Swinton encarna aquí a una
modelo –lo que da la excusa a que luzca un vestuario despampanante que puede
cambiar de un plano a otro sin necesidades dramáticas- cuya natural apariencia alienígena se ve
subrayada por el recurso de unos auriculares inalámbricos para escuchar a su
hombre que parecen formar parte de su cuerpo y dan la impresión de una actriz
ensayando un soliloquio. Por suerte su ceño se frunce, sus ojos se inundan de
desesperación y se desplaza continuamente por los espacios que el director
habilita, a veces con la compañía de la perra que dejó el desertor, a veces en
la soledad más cortante.
La voz de la escocesa
amalgama los distintos saltos de plano, ocultando y volviendo casi transparente
la artificiosidad del envío. El cuerpo se desplaza por distintas dependencias
evitando el estatismo de otras puestas. La de Rossellini se anclaba en largos
planos del rostro de la ilustre romana y permitía la intromisión de sonido
ambiente en los momentos de silencio abrumador, entre llamada y llamada. La de
Kotcheff llevaba la máscara de la sublime sueca a reflejarse en un espejo mediante
efectos de maquillaje –donde se veía prematuramente envejecida-, con la cámara
siguiendo sus nerviosos desplazamientos por las habitaciones deteniéndose en
busca de cigarrillos que había prometido no fumar.

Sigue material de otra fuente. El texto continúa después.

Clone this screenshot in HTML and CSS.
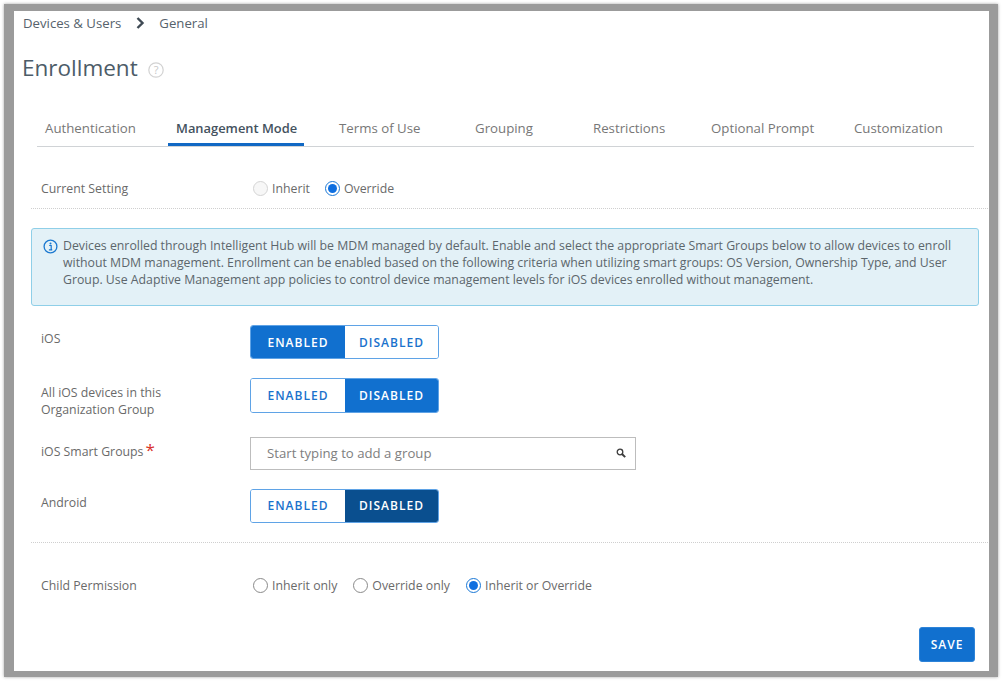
FILE: index.html
```html
<!DOCTYPE html>
<html lang="en">
<head>
<meta charset="utf-8">
<title>Enrollment</title>
<link rel="stylesheet" href="styles.css">
</head>
<body>
<main class="frame">
  <nav class="crumbs">
    <span>Devices &amp; Users</span>
    <svg class="crumb-sep" width="9" height="12" viewBox="0 0 9 12"><path d="M1.5 1 L6.5 6 L1.5 11" fill="none" stroke="#3f4a54" stroke-width="2.4"/></svg>
    <span>General</span>
  </nav>
  <header class="title-row">
    <h1>Enrollment</h1>
    <svg class="help" width="16" height="16" viewBox="0 0 16 16"><circle cx="8" cy="8" r="7.2" fill="none" stroke="#d2d2d2" stroke-width="1.2"/><text x="8" y="11.5" text-anchor="middle" class="help-q">?</text></svg>
  </header>
  <div class="tabs">
    <a class="tab">Authentication</a>
    <a class="tab active">Management Mode</a>
    <a class="tab">Terms of Use</a>
    <a class="tab">Grouping</a>
    <a class="tab">Restrictions</a>
    <a class="tab">Optional Prompt</a>
    <a class="tab">Customization</a>
  </div>
  <section class="row setting">
    <div class="label">Current Setting</div>
    <div class="radios">
      <label class="radio"><span class="dot off"></span>Inherit</label>
      <label class="radio"><span class="dot on"></span>Override</label>
    </div>
  </section>
  <hr class="rule">
  <div class="alert">
    <svg class="info" width="15" height="15" viewBox="0 0 15 15"><circle cx="7.5" cy="7.5" r="6.4" fill="none" stroke="#1a78d0" stroke-width="1.3"/><circle cx="7.5" cy="4.5" r="1" fill="#1a78d0"/><path d="M6.2 6.5 H8.2 V10.5 H9.2 M5.9 10.8 H9.2" fill="none" stroke="#1a78d0" stroke-width="1.2"/></svg>
    <p>Devices enrolled through Intelligent Hub will be MDM managed by default. Enable and select the appropriate Smart Groups below to allow devices to enroll without MDM management. Enrollment can be enabled based on the following criteria when utilizing smart groups: OS Version, Ownership Type, and User Group. Use Adaptive Management app policies to control device management levels for iOS devices enrolled without management.</p>
  </div>
  <section class="row ios">
    <div class="label">iOS</div>
    <div class="segment">
      <span class="seg sel">ENABLED</span><span class="seg">DISABLED</span>
    </div>
  </section>
  <section class="row all">
    <div class="label">All iOS devices in this<br>Organization Group</div>
    <div class="segment">
      <span class="seg">ENABLED</span><span class="seg sel">DISABLED</span>
    </div>
  </section>
  <section class="row groups">
    <div class="label">iOS Smart Groups<span class="req">*</span></div>
    <div class="search">
      <span class="placeholder">Start typing to add a group</span>
      <svg width="10" height="10" viewBox="0 0 10 10"><circle cx="4" cy="4" r="2.8" fill="none" stroke="#3c3c3c" stroke-width="1.3"/><path d="M6 6 L9.2 9.2" stroke="#3c3c3c" stroke-width="1.9"/></svg>
    </div>
  </section>
  <section class="row android">
    <div class="label">Android</div>
    <div class="segment">
      <span class="seg">ENABLED</span><span class="seg sel dark">DISABLED</span>
    </div>
  </section>
  <hr class="rule lower">
  <section class="row child">
    <div class="label">Child Permission</div>
    <div class="radios">
      <label class="radio"><span class="dot"></span>Inherit only</label>
      <label class="radio"><span class="dot"></span>Override only</label>
      <label class="radio"><span class="dot on"></span>Inherit or Override</label>
    </div>
  </section>
  <div class="actions"><button class="save">SAVE</button></div>
</main>
</body>
</html>
```
FILE: styles.css
```css
* { box-sizing: border-box; }
html, body { margin: 0; padding: 0; background: #fff; }
body { width: 1003px; height: 682px; overflow: hidden; padding: 4px 0 0 4px; font-family: "Open Sans", "Liberation Sans", sans-serif; font-size: 12.3px; color: #6a6a6a; }
.frame { width: 994px; height: 673px; background: #fff; border: solid #9b9b9b; border-width: 7px 9px 6px 10px; box-shadow: 0 0 3px rgba(0,0,0,.35); padding: 0 0 0 17px; }
.crumbs { display: flex; align-items: center; height: 24px; margin-left: -8px; font-size: 13.2px; color: #56626c; }
.crumb-sep { margin: 0 14px 0 15px; }
.title-row { display: flex; align-items: center; height: 44px; margin: 11px 0 0 -9px; }
h1 { margin: 0; font-size: 22.5px; font-weight: 400; color: #4d5c68; line-height: 44px; }
.help { margin-left: 10px; margin-top: 3px; }
.help-q { font-family: "Open Sans", sans-serif; font-size: 11px; fill: #c8c8c8; }
.tabs { display: grid; grid-template-columns: 131px 163px 136px 118px 118px 143px 128px; width: 937px; margin: 26px 0 0 6px; height: 31px; border-bottom: 1px solid #d0d3d6; font-size: 13.25px; }
.tab { justify-self: start; padding: 0 8px; height: 30px; line-height: 24px; color: #777; white-space: nowrap; }
.tab.active { color: #44525e; font-size: 12.9px; font-weight: 600; border-bottom: 3px solid #1168c4; width: 136px; }
.row { display: flex; }
.label { width: 219px; flex: none; padding-left: 10px; line-height: 17px; }
.setting { height: 61px; padding-top: 22px; align-items: center; }
.radios { display: flex; gap: 15px; margin-left: 3px; }
.radio { display: flex; align-items: center; gap: 4px; line-height: 17px; }
.dot { width: 15px; height: 15px; border-radius: 50%; border: 1px solid #8a8a8a; background: #fff; flex: none; position: relative; }
.dot.off { border-color: #d4d4d4; background: #f7f7f7; }
.dot.on { border-color: #1a78d6; }
.dot.on::after { content: ""; position: absolute; left: 2px; top: 2px; width: 9px; height: 9px; border-radius: 50%; background: #0f6fe0; }
.rule { margin: 0; border: 0; border-top: 1px dotted #cfcfcf; width: 957px; }
.alert { display: flex; gap: 5px; width: 948px; height: 78px; margin: 19px 0 0 0; padding: 8px 10px 0 11px; background: #e3f1f7; border: 1px solid #8fcfe8; border-radius: 3px; line-height: 17px; color: #5c666c; }
.alert p { margin: 0; }
.info { flex: none; margin-top: 2px; }
.ios { margin-top: 19px; height: 34px; }
.ios .label { padding-top: 5px; }
.ios .seg { padding-bottom: 0; }
.segment { display: flex; width: 189px; height: 34px; border: 1px solid #5fa3e6; border-radius: 3px; overflow: hidden; font-size: 12px; font-weight: 600; letter-spacing: 1px; }
.seg { display: flex; align-items: center; justify-content: center; padding-bottom: 1px; color: #1a72cc; background: #fff; width: 94px; }
.seg + .seg { width: 93px; }
.seg.sel { background: #1170cf; color: #fff; }
.seg.dark { background: #0a4f8f; }
.all { margin-top: 19px; height: 35px; }
.all .segment { height: 35px; }
.all .label { padding-top: 6px; }
.groups { margin-top: 24px; height: 33px; }
.groups .label { padding-top: 6px; }
.req { color: #d9322a; font-size: 17px; line-height: 12px; margin-left: 2px; }
.search { display: flex; align-items: center; justify-content: space-between; width: 386px; height: 33px; border: 1px solid #bdbdbd; padding: 0 9px 1px 16px; font-size: 13.2px; color: #7e7e7e; }
.android { margin-top: 19px; height: 34px; }
.android .label { padding-top: 5px; }
.lower { margin-top: 19px; }
.child { margin-top: 34px; height: 17px; align-items: center; }
.child .radios { gap: 16px; }
.actions { display: flex; justify-content: flex-end; padding-right: 14px; margin-top: 33px; }
.save { width: 56px; height: 35px; border: 1px solid #2d83d8; border-radius: 3px; background: #1170cf; color: #fff; font-family: inherit; font-size: 12px; font-weight: 600; letter-spacing: 1px; padding: 0; }
```
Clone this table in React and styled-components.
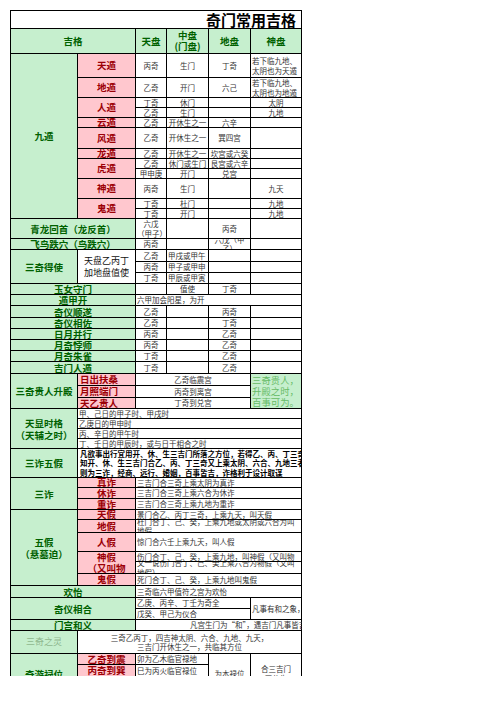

Las versiones antiguas, apegadas
al texto original, dejaban a la mujer en el lugar de la postración ante el
canalla, hasta culpándose por la separación . El director de Volver, fiel a su estilo, empodera a su
víctima; el corto se inicia con Swinton comprando un hacha en una ferretería
regenteada por el hermano de Almodóvar. Tras someterla por unos momentos al
suplicio que sufrían algunas de sus heroínas anteriores -(la Marisa Paredes de La flor de mi secreto, la Carmen Maura de Mujeres
al borde de un ataque de nervios y La
ley del deseo), a las que les
costaba desarraigarse de esa geografía masculina tan recorrida, le posibilita
expectorar la ira contenida, no volviéndola hacia sí misma, sino externalizándola
en un huracán de destrucción, sin dejar de lado algunos toques humorísticas.
Si agregamos que los colores
de los muros combinan con el vestuario, que una regadera puede ser utilizada
tanto para dar vida como para destruir, que aparecen varios de los libros cuyos
autores el director adora, y que un cuadro de Artemisia Gentileschi –“Venus y Cupido”- preside con
mirada rectora el accionar de la mujer, descubrimos que estamos en un
territorio estético reconocible y somos guiados por una mano magistral.